<h1 style="text-align: center;"> Emotion Recognition in Voice Recordings </h1>
<h5 style="text-align: center;"> Joseph Golubchik (209195353), Johann Thuillier (336104120), Shlomi Wenberger (203179403) </h5>

<h3 style="text-align: center;"> Project Description </h3>
The aim of our project is to use machine learning to classify a persons emotional state from a recording of him speaking.

<h3 style="text-align: center;"> Dataset </h3>
The dataset we used is “The Ryerson Audio-Visual Database of Emotional Speech and Song (RAVDESS)”  
https://zenodo.org/record/1188976  

The database contains 24 professional actors (12 female, 12 male), vocalizing two lexically-matched statements in a neutral North American accent. Speech includes calm, happy, sad, angry, fearful, surprise, and disgust expressions, and song contains calm, happy, sad, angry, and fearful emotions. Each expression is produced at two levels of emotional intensity (normal, strong), with an additional neutral expression. All conditions are available in three modality formats: Audio-only (16bit, 48kHz .wav), Audio-Video (720p H.264, AAC 48kHz, .mp4), and Video-only (no sound). We used only the speach files and not the song files, and used only the audio files and not the videos.

Speech file contains 1440 files: 60 trials per actor x 24 actors = 1440. The labels for each file will be taken from the filenames: The filename consists of a 7-part numerical identifier (e.g., 02-01-06-01-02-01-12.mp4). These identifiers define the stimulus characteristics: Filename identifiers Modality (01 = full-AV, 02 = video-only, 03 = audio-only). Vocal channel (01 = speech, 02 = song). Emotion (01 = neutral, 02 = calm, 03 = happy, 04 = sad, 05 = angry, 06 = fearful, 07 = disgust, 08 = surprised). Emotional intensity (01 = normal, 02 = strong). NOTE: There is no strong intensity for the 'neutral' emotion. Statement (01 = "Kids are talking by the door", 02 = "Dogs are sitting by the door"). Repetition (01 = 1st repetition, 02 = 2nd repetition). Actor (01 to 24. Odd numbered actors are male, even numbered actors are female).

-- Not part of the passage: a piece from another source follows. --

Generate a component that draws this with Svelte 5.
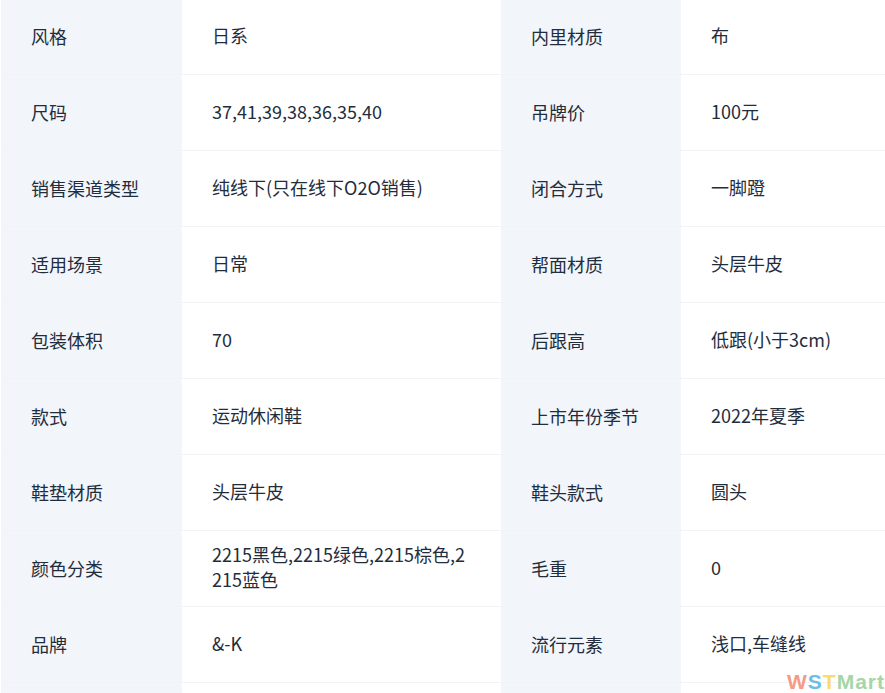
<script lang="ts">
	const rows = [
		['风格', '日系', '内里材质', '布'],
		['尺码', '37,41,39,38,36,35,40', '吊牌价', '100元'],
		['销售渠道类型', '纯线下(只在线下O2O销售)', '闭合方式', '一脚蹬'],
		['适用场景', '日常', '帮面材质', '头层牛皮'],
		['包装体积', '70', '后跟高', '低跟(小于3cm)'],
		['款式', '运动休闲鞋', '上市年份季节', '2022年夏季'],
		['鞋垫材质', '头层牛皮', '鞋头款式', '圆头'],
		['颜色分类', '2215黑色,2215绿色,2215棕色,2215蓝色', '毛重', '0'],
		['品牌', '&-K', '流行元素', '浅口,车缝线'],
		['', '', '', '']
	];
</script>

<div class="page">
	<div class="table">
		{#each rows as row}
			<div class="cell label">{row[0]}</div>
			<div class="cell value">{row[1]}</div>
			<div class="cell label">{row[2]}</div>
			<div class="cell value">{row[3]}</div>
		{/each}
	</div>
	<div class="watermark"><span class="w">W</span><span class="s">S</span><span class="t">T</span><span class="m">Mart</span></div>
</div>

<style>
	:global(body) {
		margin: 0;
		background: #fff;
	}

	.page {
		position: relative;
		width: 885px;
		height: 693px;
		overflow: hidden;
		font-family: 'Noto Sans CJK SC', 'Open Sans', sans-serif;
	}

	.table {
		display: grid;
		grid-template-columns: 181px 319px 180px 204px;
		grid-auto-rows: 76px;
		margin-top: -1px;
		margin-left: 1px;
	}

	.cell {
		display: flex;
		align-items: center;
		box-sizing: border-box;
		padding: 0 30px;
		border-bottom: 1px solid #f2f3f5;
		font-size: 18px;
		line-height: 25px;
		color: #1f2d3d;
		word-break: break-all;
	}

	.label {
		background: #f2f5f9;
		border-bottom-color: #f0f3f7;
	}

	.value {
		padding-bottom: 3px;
	}

	.watermark {
		position: absolute;
		right: 0;
		bottom: 0;
		font-family: 'Liberation Sans', sans-serif;
		font-size: 21px;
		font-weight: 700;
		line-height: 22px;
		letter-spacing: 1px;
	}

	.w { color: #f59a86; }
	.s { color: #6cbde8; }
	.t { color: #fbd96b; }
	.m { color: #a5d6a7; }
</style>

![Image of MLP](https://raw.githubusercontent.com/ledell/sldm4-h2o/master/mlp_network.png)
<h2 style="text-align: center;"> Multi Layered Perceptron </h2>

In [1]:
import tensorflow as tf
import librosa.display
import matplotlib.pyplot as plt
import numpy as np
import os
import random
import timeit

In [2]:
# Function to extract only the features from data_xy
def getXvalues(data_xy):
    x_values = []
    for data in data_xy:
        x_values.append(data[0])
    return x_values

# Function to extract only the labels from data_xy
def getYvalues(data_xy):
    y_values = []
    for data in data_xy:
        y_values.append(data[1])
    return y_values

# Sigmoid function
def logistic_fun(z):
    return 1/(1.0 + np.exp(-z))

In [3]:
# Loading the filenames from the folder with the audio files.
filenames = []

for i in range(1,25):
    if (i < 10):
        folderNum = "0"+str(i)
    else:
        folderNum = str(i)
    for file in os.listdir('audio/Actor_'+folderNum):
        filenames.append('Actor_'+folderNum+'/'+file)
        
# Shuffling the filenames array.
random.shuffle(filenames)

# Spliting the dataset into train and test files,
# 70% train and 30% test.
num_train = int(len(filenames)*0.7)
num_test = len(filenames) - num_train

print("Number of files =",len(filenames),",Number of actors =",int(len(filenames)/60))
print("Number of train examples =",num_train,",Number of test examples =",num_test)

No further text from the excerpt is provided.